PROBLEM DESCRIPTION: Answer with one number only: the number of lines that contain "index".

DATA EXCERPT:

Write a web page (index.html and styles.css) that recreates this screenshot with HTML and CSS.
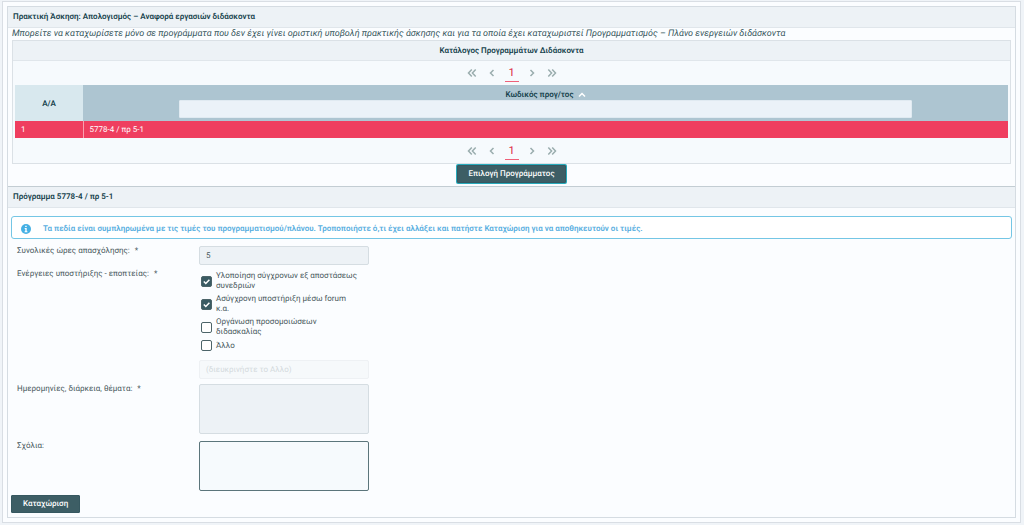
FILE: index.html
```html
<!DOCTYPE html>
<html lang="el">
<head>
<meta charset="utf-8">
<title>Πρακτική Άσκηση</title>
<link rel="stylesheet" href="styles.css">
</head>
<body>
<svg class="defs" aria-hidden="true">
  <symbol id="single" viewBox="0 0 10 10"><path d="M6.500 2 3.500 5l3 3"/></symbol>
  <symbol id="double" viewBox="0 0 10 10"><path d="M4.800 1.500 1.500 5l3.300 3.500M8.700 1.500 5.400 5l3.300 3.500"/></symbol>
</svg>
<main class="page">
  <section class="panel">
    <h1 class="panel-title">Πρακτική Άσκηση: Απολογισμός – Αναφορά εργασιών διδάσκοντα</h1>
    <div class="catalog-body">
      <p class="hint">Μπορείτε να καταχωρίσετε μόνο σε προγράμματα που δεν έχει γίνει οριστική υποβολή πρακτικής άσκησης και για τα οποία έχει καταχωριστεί Προγραμματισμός – Πλάνο ενεργειών διδάσκοντα</p>
      <div class="datatable">
        <h2 class="datatable-title">Κατάλογος Προγραμμάτων Διδάσκοντα</h2>
        <nav class="pager" aria-label="Σελίδες, επάνω">
          <button type="button" class="pager-btn" aria-label="Πρώτη"><svg class="arrow"><use href="#double"/></svg></button>
          <button type="button" class="pager-btn" aria-label="Προηγούμενη"><svg class="arrow"><use href="#single"/></svg></button>
          <button type="button" class="pager-btn current">1</button>
          <button type="button" class="pager-btn" aria-label="Επόμενη"><svg class="arrow flip"><use href="#single"/></svg></button>
          <button type="button" class="pager-btn" aria-label="Τελευταία"><svg class="arrow flip"><use href="#double"/></svg></button>
        </nav>
        <table class="programs">
          <thead>
            <tr>
              <th class="col-index" scope="col">Α/Α</th>
              <th class="col-code" scope="col">
                <div class="sort-label">Κωδικός προγ/τος <svg class="sort" viewBox="0 0 8 8"><path d="M1 5.500 4 2.500l3 3"/></svg></div>
                <input class="filter" type="text" aria-label="Κωδικός προγ/τος">
              </th>
            </tr>
          </thead>
          <tbody>
            <tr class="selected"><td>1</td><td>5778-4 / πρ 5-1</td></tr>
          </tbody>
        </table>
        <nav class="pager" aria-label="Σελίδες, κάτω">
          <button type="button" class="pager-btn" aria-label="Πρώτη"><svg class="arrow"><use href="#double"/></svg></button>
          <button type="button" class="pager-btn" aria-label="Προηγούμενη"><svg class="arrow"><use href="#single"/></svg></button>
          <button type="button" class="pager-btn current">1</button>
          <button type="button" class="pager-btn" aria-label="Επόμενη"><svg class="arrow flip"><use href="#single"/></svg></button>
          <button type="button" class="pager-btn" aria-label="Τελευταία"><svg class="arrow flip"><use href="#double"/></svg></button>
        </nav>
      </div>
      <button type="button" class="btn btn-select">Επιλογή Προγράμματος</button>
    </div>
    <h2 class="panel-title second">Πρόγραμμα 5778-4 / πρ 5-1</h2>
    <form class="program-form">
      <div class="message">
        <svg class="info" viewBox="0 0 10 10"><circle cx="5" cy="5" r="5"/><path d="M4.200 1.800h1.500v1.300H4.200zM3.700 4.100h2v3.100h.7v1H3.600v-1h.7V5.100h-.6z"/></svg>
        <span>Τα πεδία είναι συμπληρωμένα με τις τιμές του προγραμματισμού/πλάνου. Τροποποιήστε ό,τι έχει αλλάξει και πατήστε Καταχώριση για να αποθηκευτούν οι τιμές.</span>
      </div>
      <div class="fields">
        <label class="label" for="hours">Συνολικές ώρες απασχόλησης: <span class="star">*</span></label>
        <input class="field" id="hours" type="text" value="5">

        <span class="label tall" id="support">Ενέργειες υποστήριξης - εποπτείας: <span class="star">*</span></span>
        <div class="choices" role="group" aria-labelledby="support">
          <label class="choice"><input type="checkbox" class="check" checked><span>Υλοποίηση σύγχρονων εξ αποστάσεως συνεδριών</span></label>
          <label class="choice"><input type="checkbox" class="check" checked><span>Ασύγχρονη υποστήριξη μέσω forum<br>κ.α.</span></label>
          <label class="choice"><input type="checkbox" class="check"><span>Οργάνωση προσομοιώσεων<br>διδασκαλίας</span></label>
          <label class="choice"><input type="checkbox" class="check"><span>Άλλο</span></label>
          <input class="field other" type="text" placeholder="(διευκρινήστε το Αλλο)" aria-label="Άλλο" disabled>
        </div>

        <label class="label" for="dates">Ημερομηνίες, διάρκεια, θέματα: <span class="star">*</span></label>
        <textarea class="field area" id="dates"></textarea>

        <label class="label" for="notes">Σχόλια:</label>
        <textarea class="field area active" id="notes"></textarea>
      </div>
      <button type="button" class="btn">Καταχώριση</button>
    </form>
  </section>
</main>
</body>
</html>
```
FILE: styles.css
```css
* { box-sizing: border-box; }
body {
  margin: 0;
  background: #f0f4f8;
  color: #48585c;
  font: 8px/10px Roboto, "Noto Sans", sans-serif;
  text-rendering: geometricPrecision;
}
h1, h2, p { margin: 0; }
button, input, textarea { font: inherit; color: inherit; margin: 0; text-rendering: inherit; }
.defs { display: none; }

.page {
  margin: 1px 3px 2px 2px;
  padding: 4px;
  border: 1px solid #d9dee4;
  background: #fbfdff;
}
.panel { border: 1px solid #d5dce2; }
.panel-title, .datatable-title {
  background: #edf2f6;
  border-bottom: 1px solid #e0e6eb;
  color: #14414b;
  font-size: 8px;
  font-weight: 600;
  line-height: 20px;
}
.panel-title { padding: 0 5px; }
.panel-title.second { border-top: 1px solid #c3cdd3; }

.catalog-body { padding: 0 4px 3px; }
.hint { color: #36565c; font-size: 9px; font-style: italic; line-height: 12px; }
.datatable { border: 1px solid #dbe1e6; background: #f6fafd; }
.datatable-title { text-align: center; line-height: 19px; }

.pager { display: flex; justify-content: center; align-items: center; gap: 6px; height: 24px; }
.pager-btn {
  display: flex;
  align-items: center;
  justify-content: center;
  width: 14px;
  height: 17px;
  padding: 0;
  border: 0;
  border-bottom: 1px solid transparent;
  background: none;
}
.pager-btn.current { border-bottom-color: #ef6079; color: #dc1f3e; font-size: 11px; }
.arrow { width: 10px; height: 10px; fill: none; stroke: #9aadae; stroke-width: 1.500; }
.flip { transform: scaleX(-1); }

.programs { width: calc(100% - 4px); margin: 0 2px 1px; border-collapse: collapse; table-layout: fixed; }
.programs th { height: 36px; padding: 4px 4px 3px; color: #14414b; font-weight: 600; background: #adc5d1; }
.programs .col-index { width: 68px; background: #d8e8ee; }
.programs td { height: 17px; padding: 0 6px; background: #ef3e5f; color: #fff; }
.programs td + td { border-left: 1px solid #f8a0b0; }
.sort-label { display: flex; align-items: center; justify-content: center; gap: 4px; height: 10px; }
.sort { width: 8px; height: 8px; fill: none; stroke: #fff; stroke-width: 1.500; }
.filter {
  display: block;
  width: 80%;
  height: 18px;
  margin: 0 auto;
  border: 1px solid #e0eaf1;
  border-radius: 1px;
  background: #ebf2f8;
}

.btn {
  display: block;
  height: 18px;
  padding: 0 11px;
  border: 1px solid #365860;
  border-radius: 1px;
  background: #3d5e65;
  color: #fff;
  font-weight: 500;
  line-height: 16px;
}
.btn-select { margin: 1px auto 0; padding: 0 10px; box-shadow: 0 0 0 1px #27aabb; }

.program-form { padding: 8px 3px 4px; }
.message {
  display: flex;
  align-items: center;
  gap: 12px;
  height: 23px;
  padding: 2px 9px 0;
  border: 1px solid #74c6e5;
  border-radius: 3px;
  background: #fff;
  color: #57aee0;
  font-weight: 600;
}
.info { width: 10px; height: 10px; fill: #45b0e4; flex: none; }
.info path { fill: #fff; }

.fields {
  display: grid;
  grid-template-columns: 182px 170px;
  padding: 7px 6px 4px;
}
.label { white-space: nowrap; }
.label.tall { padding-top: 4px; }
.star { margin-left: 3px; }
.field {
  display: block;
  width: 100%;
  height: 19px;
  padding: 0 6px;
  border: 1px solid #d5dde2;
  border-radius: 2px;
  background: #edf2f6;
}
.choices { padding: 6px 0 5px; }
.choice { display: flex; align-items: center; gap: 4px; margin: 0 0 3px 2px; }
.check {
  appearance: none;
  flex: none;
  width: 11px;
  height: 11px;
  border: 1px solid #4c6469;
  border-radius: 2px;
  background: #fff;
}
.check:checked {
  background: #3a5b63 url("data:image/svg+xml,%3Csvg xmlns='http://www.w3.org/2000/svg' viewBox='0 0 9 9'%3E%3Cpath d='M1.800 4.500 3.800 6.500 7.400 2.700' fill='none' stroke='white' stroke-width='1.500'/%3E%3C/svg%3E") center / 9px 9px no-repeat;
}
.other { margin-top: 9px; background: #f6f9fb; border-color: #eef1f4; }
.other::placeholder { color: #d4dadd; opacity: 1; }
.area { height: 50px; margin-bottom: 7px; resize: none; }
.area.active { margin-bottom: 0; border-color: #5b757b; background: #f6fafd; }
```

THE RESULT: 4